Motorists wade through water in Kisii town on October 23,2015 after a heavy downpour Photo: The Standard

The rains have come. Apparently, we’re witnessing the arrival of El Niño, that occasional phenomenon that sees our crops and bridges washed away and grandma in the rural areas waking to find that she’s got that waterbed she once read about in ‘Pulse’ magazine.

The expatriate who has lived in Kenya long enough might think that Kenyans dislike preparing for El Niño because they’re such card-carrying, born-again Christians (in theory), who baulk at the idea of warding off something named after the Christ Child.

The expatriate is used to rain. Indeed, to vast amounts of continuous, cold rain throughout the British spring, summer, autumn and winter. But he’s also used to the idea of drainage, water tables, vegetation to hold soil together, and a national electricity grid that functions.

Now, I have written about power cuts before. It is well known that power cuts strike the nation every time a molecule of moisture hits the atmosphere, and that Nairobi lurches into darkness more terribly than a live man who has a coffin lid closed on him. But what is less talked about is the alternative, the options a Kenyan has when power fails.

The options are few: a) go to bed; b) turn on the generator; c) light a candle, a paraffin lamp, or else use these solar-powered lamps that are all the rage, or electricity-charged lamps.

I usually go to bed. Well, if it’s after dusk, I do.

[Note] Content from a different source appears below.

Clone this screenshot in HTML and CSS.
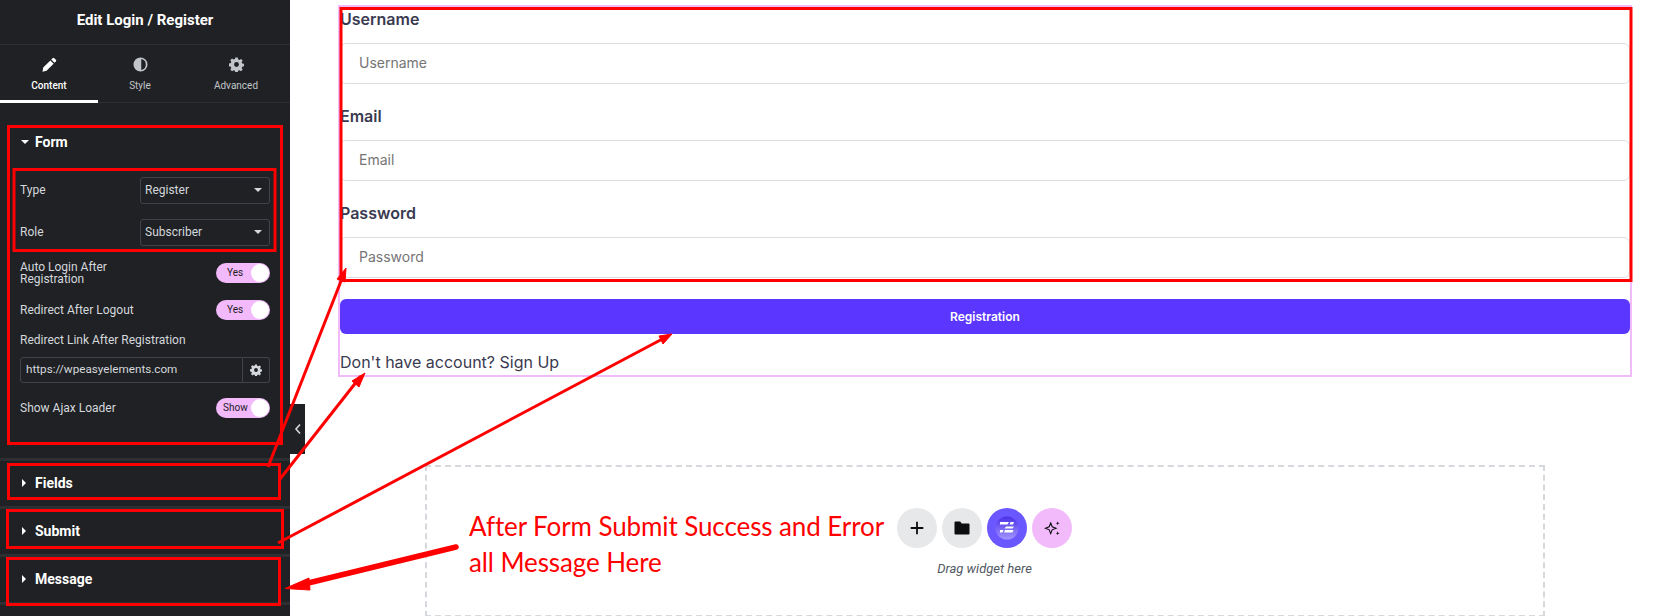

This is because option ‘b’, the generator, is nonsense. Firstly, few people, if any, can afford a generator. Secondly, all generators purchased in Kenya do not convert petrol into electrical power, but rather just convert petrol into noise. Your apartment complex might have the largest generator in the capital, but it will still only light two or three flats. It will, on the other hand, be audible as far away as Mombasa. Expatriates don’t like noise. Indeed, they all left the horrible industrial towns of Britain precisely in order to escape the noise. In Kenya, in their ignorance, they expected to find the silence of the plains, not the aural agony of a two-million-horsepower Chinese engine.

And, candles? Nonsense. Since the 1990s, all candles have been made of fake ‘wax’ that melts from top to bottom the moment you strike the match.

And solar? All middle-class Kenyans are too proud to use a form of light sold to the poor by means of M-Pesa.

LED lamps? No. These blow out and cease to function after only one use, and then you sit there on dining tables, looking foolish for eternity. Charge them for as long as you want, but these things will blow more swiftly than K-Street professionals.

Paraffin (sorry, ‘kerosene’) lamps? No. They’ll ruin the middle-class wallpaper, creating smoke stains.

And so, what? Well, it’s to bed. Often, to create another ‘child’, that Nino or Nina who’ll pester us, thirteen years down the line, when the power goes off during the rains and they can’t watch television or charge their phones.